Per the company, its total number of Class A and B shares outstanding after its IPO would come to 142,012,926, or what we calculate to be 144,712,926 shares, including its underwriters’ option. Using the latter — because we tend to look for valuation extremes — Olo would be worth $2.32 billion to $2.6 billion.

But what about its fully diluted valuation? Adding in shares that are currently tied to unexercised but vested stock options bring Olo to around 188,085,714 shares. Add in the underwriters’ option and the total rises to 190,785,714 shares.

Using the latter figure, at $16 and $18 per share Olo could be worth $3.05 billion to $3.43 billion on a fully diluted basis.

Is that expensive?

Let’s find out! Digging back into Olo’s growth, we can see a business with rapidly expanding software incomes. And the same software revenues are improving in quality over time. From 2019 to 2020, for example, Olo’s “platform” revenues — a mix of subscription and transaction top line from software — grew from $45.1 million to $92.8 million. Over the same time, the company’s platform revenue saw its gross margin improve from 73.6% to 84.5%.

Very good! Add in the company’s human-powered services revenues and the company saw growth from $50.7 million in 2019 to $98.4 million in 2020. That’s just over 94% more on a year-over-year basis.
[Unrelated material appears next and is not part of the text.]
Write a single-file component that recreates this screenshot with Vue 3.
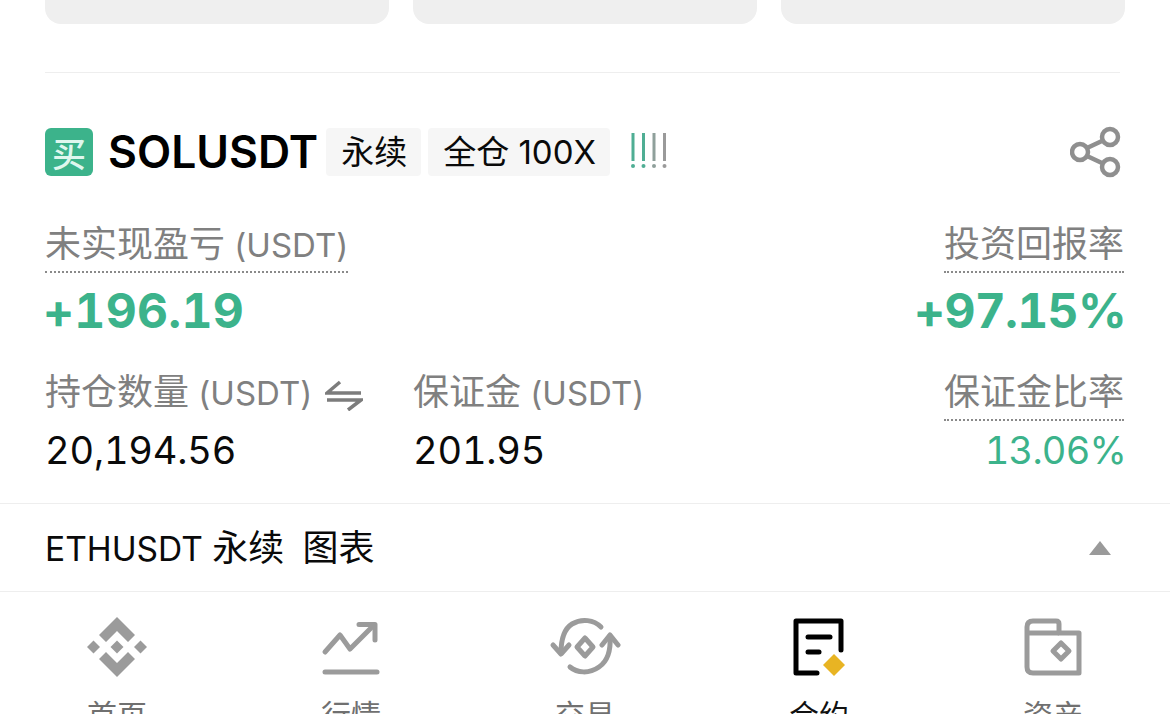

Its blended gross margins improved to 81% over the same time frame.

And don’t forget that Olo shot into the black in 2020, generating $16.4 million in operating profit last year compared to a 2019-era $10 million operating loss.

So is the company expensive or cheap at a $3.05 to $3.43 billion valuation? At the lower end of the range, the company is valued at 31x its 2020 revenues; at the upper bound, it’s worth around 35x. But we’re not done yet. We really want to know the company’s Q4 2020 revenue run rate so that we can compare the company to the Bessemer Cloud Index’s entries. From there we can vet how expensive — or not — Olo might be.

Olo generated $30.5 million worth of revenue in Q4 2020. On a run-rate basis, that’s worth $122.2 million in total revenue. At its two valuation extremes, now the company only costs 25x to 28x.

Now we can run a comparison. Shopify grew 94% in the last year, per the Bessemer Cloud Index. And its enterprise value annualized run-rate multiple is 34.7x. So, the similarly growing Olo does look somewhat cheap at its current pricing. It’s risky comparing anything to Shopify, of course; that company is turning out to be one of the best companies ever. Still, investors love a comp and, in this case, the one we have doesn’t imply that Olo is overpriced at its current range.

Biting my tongue a bit, if we saw a higher price range from the company before its debut, I would not fall over in shock.

All this bodes well for Toast. If the unicorn has similar economics and growth, it can expect a fulsome multiple when it does go public. That debut could still be a ways off, but we’re here to read the damn tea leaves. After all, Toast is said to be targeting a $20 billion valuation. We’ll see if it has the numbers to back that up.